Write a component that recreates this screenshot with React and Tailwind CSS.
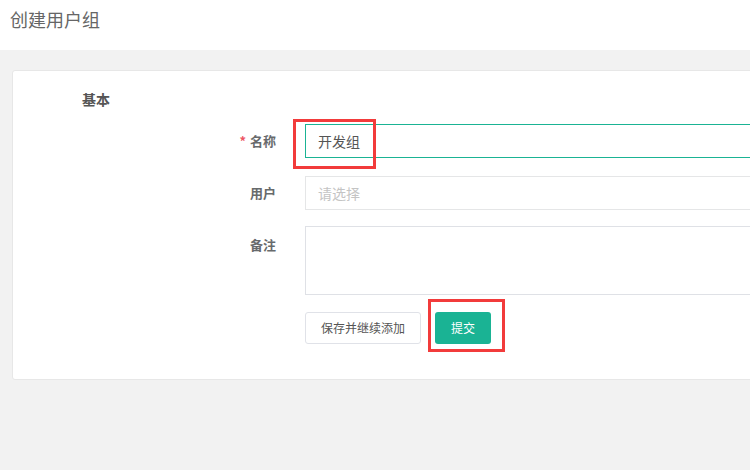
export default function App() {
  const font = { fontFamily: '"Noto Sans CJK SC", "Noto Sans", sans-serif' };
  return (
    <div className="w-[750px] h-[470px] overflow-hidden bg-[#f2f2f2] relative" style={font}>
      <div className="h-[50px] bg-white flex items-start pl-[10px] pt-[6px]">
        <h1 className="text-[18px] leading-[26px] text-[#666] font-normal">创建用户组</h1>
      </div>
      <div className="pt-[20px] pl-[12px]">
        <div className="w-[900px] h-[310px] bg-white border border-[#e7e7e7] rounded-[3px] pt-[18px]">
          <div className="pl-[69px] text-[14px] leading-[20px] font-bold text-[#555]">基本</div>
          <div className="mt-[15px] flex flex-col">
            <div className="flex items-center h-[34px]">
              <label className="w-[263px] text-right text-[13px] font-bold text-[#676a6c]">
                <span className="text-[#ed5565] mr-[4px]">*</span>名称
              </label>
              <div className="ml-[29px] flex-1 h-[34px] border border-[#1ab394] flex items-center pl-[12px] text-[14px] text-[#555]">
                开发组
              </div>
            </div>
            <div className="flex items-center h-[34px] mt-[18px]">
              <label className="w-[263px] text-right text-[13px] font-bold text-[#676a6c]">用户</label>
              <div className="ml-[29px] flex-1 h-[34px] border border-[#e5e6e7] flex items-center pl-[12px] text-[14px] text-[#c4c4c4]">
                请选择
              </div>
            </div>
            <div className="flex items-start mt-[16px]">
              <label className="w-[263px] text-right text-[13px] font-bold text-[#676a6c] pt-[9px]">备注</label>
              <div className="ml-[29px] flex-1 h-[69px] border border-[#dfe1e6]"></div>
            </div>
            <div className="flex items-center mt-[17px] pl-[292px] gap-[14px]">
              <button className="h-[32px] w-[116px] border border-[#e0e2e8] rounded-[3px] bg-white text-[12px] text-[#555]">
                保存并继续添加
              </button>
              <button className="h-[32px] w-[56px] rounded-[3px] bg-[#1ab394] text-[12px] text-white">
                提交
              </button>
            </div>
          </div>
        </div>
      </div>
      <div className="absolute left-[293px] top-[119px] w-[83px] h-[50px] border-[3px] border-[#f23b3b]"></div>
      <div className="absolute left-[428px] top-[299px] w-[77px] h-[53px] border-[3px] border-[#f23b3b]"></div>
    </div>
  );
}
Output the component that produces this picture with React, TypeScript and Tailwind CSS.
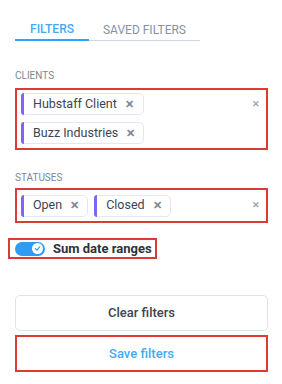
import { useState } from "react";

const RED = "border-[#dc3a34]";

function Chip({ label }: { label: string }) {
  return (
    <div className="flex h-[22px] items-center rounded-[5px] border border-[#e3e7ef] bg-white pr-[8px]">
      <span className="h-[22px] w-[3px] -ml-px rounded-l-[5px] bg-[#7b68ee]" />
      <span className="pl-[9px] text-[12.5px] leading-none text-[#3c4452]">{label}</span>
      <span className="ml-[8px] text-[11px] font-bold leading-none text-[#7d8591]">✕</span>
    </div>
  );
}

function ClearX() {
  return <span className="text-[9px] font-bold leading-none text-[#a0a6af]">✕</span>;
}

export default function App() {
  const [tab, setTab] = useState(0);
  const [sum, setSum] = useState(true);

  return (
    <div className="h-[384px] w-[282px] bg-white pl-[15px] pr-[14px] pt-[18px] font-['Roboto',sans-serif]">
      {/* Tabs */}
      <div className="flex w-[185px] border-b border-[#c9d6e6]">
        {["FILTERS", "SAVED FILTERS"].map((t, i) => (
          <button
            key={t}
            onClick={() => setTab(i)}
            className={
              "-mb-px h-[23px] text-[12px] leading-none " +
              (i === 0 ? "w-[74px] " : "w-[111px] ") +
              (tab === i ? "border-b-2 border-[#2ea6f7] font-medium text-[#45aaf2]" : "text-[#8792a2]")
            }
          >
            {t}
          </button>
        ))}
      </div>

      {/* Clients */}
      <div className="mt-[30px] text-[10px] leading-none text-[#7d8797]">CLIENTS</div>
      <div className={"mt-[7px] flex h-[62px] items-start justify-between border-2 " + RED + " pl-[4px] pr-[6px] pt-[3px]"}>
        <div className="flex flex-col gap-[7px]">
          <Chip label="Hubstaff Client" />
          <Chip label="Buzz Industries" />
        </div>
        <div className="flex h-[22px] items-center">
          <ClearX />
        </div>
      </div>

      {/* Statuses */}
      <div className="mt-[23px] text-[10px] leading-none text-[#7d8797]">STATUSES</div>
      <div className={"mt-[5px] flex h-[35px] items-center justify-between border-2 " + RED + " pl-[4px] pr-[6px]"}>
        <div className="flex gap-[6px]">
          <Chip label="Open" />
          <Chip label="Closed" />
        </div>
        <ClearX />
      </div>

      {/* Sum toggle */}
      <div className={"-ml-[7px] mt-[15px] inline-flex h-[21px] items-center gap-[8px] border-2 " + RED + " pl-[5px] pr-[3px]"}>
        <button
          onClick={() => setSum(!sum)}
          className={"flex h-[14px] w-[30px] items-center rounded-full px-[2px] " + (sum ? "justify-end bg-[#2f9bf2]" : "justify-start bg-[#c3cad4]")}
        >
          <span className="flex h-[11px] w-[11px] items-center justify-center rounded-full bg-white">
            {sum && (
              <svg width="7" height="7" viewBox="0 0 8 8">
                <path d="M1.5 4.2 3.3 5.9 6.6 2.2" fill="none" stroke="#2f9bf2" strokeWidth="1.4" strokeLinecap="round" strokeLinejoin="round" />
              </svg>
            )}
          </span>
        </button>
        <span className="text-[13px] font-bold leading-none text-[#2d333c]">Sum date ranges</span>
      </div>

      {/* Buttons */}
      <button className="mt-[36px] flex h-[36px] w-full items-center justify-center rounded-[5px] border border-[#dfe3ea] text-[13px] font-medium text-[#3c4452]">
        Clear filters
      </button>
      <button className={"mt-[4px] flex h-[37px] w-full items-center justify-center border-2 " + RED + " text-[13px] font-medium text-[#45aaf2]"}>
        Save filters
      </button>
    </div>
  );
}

————

◆ Exercise goal: Are you able to set down all the lines above exactly, without any pictures?

◆ Correct output:
Write a component that recreates this screenshot with React and Tailwind CSS.
export default function App() {
  const font = { fontFamily: '"Noto Sans CJK SC", "Noto Sans", sans-serif' };
  return (
    <div className="w-[750px] h-[470px] overflow-hidden bg-[#f2f2f2] relative" style={font}>
      <div className="h-[50px] bg-white flex items-start pl-[10px] pt-[6px]">
        <h1 className="text-[18px] leading-[26px] text-[#666] font-normal">创建用户组</h1>
      </div>
      <div className="pt-[20px] pl-[12px]">
        <div className="w-[900px] h-[310px] bg-white border border-[#e7e7e7] rounded-[3px] pt-[18px]">
          <div className="pl-[69px] text-[14px] leading-[20px] font-bold text-[#555]">基本</div>
          <div className="mt-[15px] flex flex-col">
            <div className="flex items-center h-[34px]">
              <label className="w-[263px] text-right text-[13px] font-bold text-[#676a6c]">
                <span className="text-[#ed5565] mr-[4px]">*</span>名称
              </label>
              <div className="ml-[29px] flex-1 h-[34px] border border-[#1ab394] flex items-center pl-[12px] text-[14px] text-[#555]">
                开发组
              </div>
            </div>
            <div className="flex items-center h-[34px] mt-[18px]">
              <label className="w-[263px] text-right text-[13px] font-bold text-[#676a6c]">用户</label>
              <div className="ml-[29px] flex-1 h-[34px] border border-[#e5e6e7] flex items-center pl-[12px] text-[14px] text-[#c4c4c4]">
                请选择
              </div>
            </div>
            <div className="flex items-start mt-[16px]">
              <label className="w-[263px] text-right text-[13px] font-bold text-[#676a6c] pt-[9px]">备注</label>
              <div className="ml-[29px] flex-1 h-[69px] border border-[#dfe1e6]"></div>
            </div>
            <div className="flex items-center mt-[17px] pl-[292px] gap-[14px]">
              <button className="h-[32px] w-[116px] border border-[#e0e2e8] rounded-[3px] bg-white text-[12px] text-[#555]">
                保存并继续添加
              </button>
              <button className="h-[32px] w-[56px] rounded-[3px] bg-[#1ab394] text-[12px] text-white">
                提交
              </button>
            </div>
          </div>
        </div>
      </div>
      <div className="absolute left-[293px] top-[119px] w-[83px] h-[50px] border-[3px] border-[#f23b3b]"></div>
      <div className="absolute left-[428px] top-[299px] w-[77px] h-[53px] border-[3px] border-[#f23b3b]"></div>
    </div>
  );
}
Output the component that produces this picture with React, TypeScript and Tailwind CSS.
import { useState } from "react";

const RED = "border-[#dc3a34]";

function Chip({ label }: { label: string }) {
  return (
    <div className="flex h-[22px] items-center rounded-[5px] border border-[#e3e7ef] bg-white pr-[8px]">
      <span className="h-[22px] w-[3px] -ml-px rounded-l-[5px] bg-[#7b68ee]" />
      <span className="pl-[9px] text-[12.5px] leading-none text-[#3c4452]">{label}</span>
      <span className="ml-[8px] text-[11px] font-bold leading-none text-[#7d8591]">✕</span>
    </div>
  );
}

function ClearX() {
  return <span className="text-[9px] font-bold leading-none text-[#a0a6af]">✕</span>;
}

export default function App() {
  const [tab, setTab] = useState(0);
  const [sum, setSum] = useState(true);

  return (
    <div className="h-[384px] w-[282px] bg-white pl-[15px] pr-[14px] pt-[18px] font-['Roboto',sans-serif]">
      {/* Tabs */}
      <div className="flex w-[185px] border-b border-[#c9d6e6]">
        {["FILTERS", "SAVED FILTERS"].map((t, i) => (
          <button
            key={t}
            onClick={() => setTab(i)}
            className={
              "-mb-px h-[23px] text-[12px] leading-none " +
              (i === 0 ? "w-[74px] " : "w-[111px] ") +
              (tab === i ? "border-b-2 border-[#2ea6f7] font-medium text-[#45aaf2]" : "text-[#8792a2]")
            }
          >
            {t}
          </button>
        ))}
      </div>

      {/* Clients */}
      <div className="mt-[30px] text-[10px] leading-none text-[#7d8797]">CLIENTS</div>
      <div className={"mt-[7px] flex h-[62px] items-start justify-between border-2 " + RED + " pl-[4px] pr-[6px] pt-[3px]"}>
        <div className="flex flex-col gap-[7px]">
          <Chip label="Hubstaff Client" />
          <Chip label="Buzz Industries" />
        </div>
        <div className="flex h-[22px] items-center">
          <ClearX />
        </div>
      </div>

      {/* Statuses */}
      <div className="mt-[23px] text-[10px] leading-none text-[#7d8797]">STATUSES</div>
      <div className={"mt-[5px] flex h-[35px] items-center justify-between border-2 " + RED + " pl-[4px] pr-[6px]"}>
        <div className="flex gap-[6px]">
          <Chip label="Open" />
          <Chip label="Closed" />
        </div>
        <ClearX />
      </div>

      {/* Sum toggle */}
      <div className={"-ml-[7px] mt-[15px] inline-flex h-[21px] items-center gap-[8px] border-2 " + RED + " pl-[5px] pr-[3px]"}>
        <button
          onClick={() => setSum(!sum)}
          className={"flex h-[14px] w-[30px] items-center rounded-full px-[2px] " + (sum ? "justify-end bg-[#2f9bf2]" : "justify-start bg-[#c3cad4]")}
        >
          <span className="flex h-[11px] w-[11px] items-center justify-center rounded-full bg-white">
            {sum && (
              <svg width="7" height="7" viewBox="0 0 8 8">
                <path d="M1.5 4.2 3.3 5.9 6.6 2.2" fill="none" stroke="#2f9bf2" strokeWidth="1.4" strokeLinecap="round" strokeLinejoin="round" />
              </svg>
            )}
          </span>
        </button>
        <span className="text-[13px] font-bold leading-none text-[#2d333c]">Sum date ranges</span>
      </div>

      {/* Buttons */}
      <button className="mt-[36px] flex h-[36px] w-full items-center justify-center rounded-[5px] border border-[#dfe3ea] text-[13px] font-medium text-[#3c4452]">
        Clear filters
      </button>
      <button className={"mt-[4px] flex h-[37px] w-full items-center justify-center border-2 " + RED + " text-[13px] font-medium text-[#45aaf2]"}>
        Save filters
      </button>
    </div>
  );
}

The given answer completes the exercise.